The legislation, sponsored by Republican Sen. Bill Galvano of Bradenton, raises the minimum gun purchasing age to 21, sends millions of dollars to school safety and mental health initiatives, and gives schools the opportunity to arm staff.

Martha MacCallum said the measure stopped short of explicitly arming "teachers."

Andrew Pollack lost his 18-year-old daughter Meadow on February 14, and told MacCallum he hopes no one "has to feel what I have to feel."

"When someone murders your kid, shoots her nine times, it kind of empowers you. ... It drives me every day," he said.

Pollack applauded the State Senate's passage of the bill, and said he would be in Tallahassee personally to oversee the House's consideration of the legislation.

He said he would be on the floor engaging with each lawmaker to make sure they voted for it, and if they planned not to, he indicated he would ask them why not.

"I'm going to focus on what I could do," he said. "I want to know why [lawmakers who vote 'no'] don't want our kids safe."

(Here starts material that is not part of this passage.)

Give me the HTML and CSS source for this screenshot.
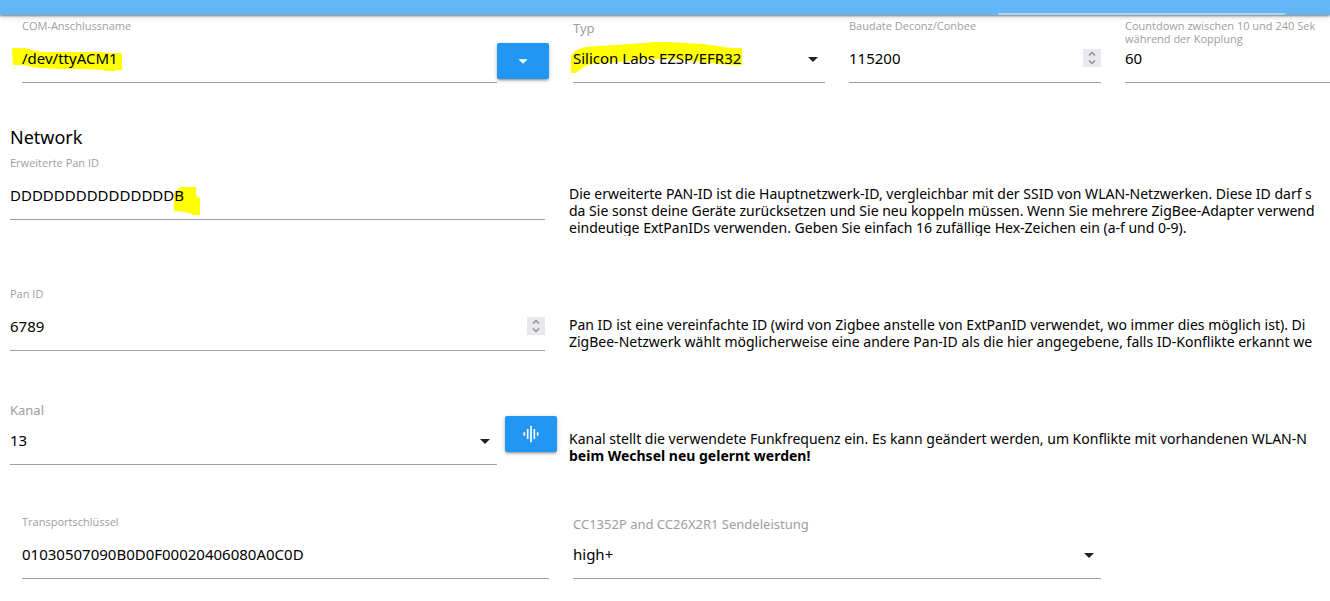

He added that gun control is not the answer to school shootings, pointing to the hundreds of such incidents in American history.

"Every focus right after the shooting is gun control... and it doesn't work," he said. "Let's change it this time."

"We owe it to our kids," Pollack said.

He recalled how on a recent trip to the Department of Education in Washington, he rode an elevator that was staffed with an armed guard.

He said there's no reason why such a situation cannot translate to school property, calling metal detectors and other security measures "the new normal."

Watch more above.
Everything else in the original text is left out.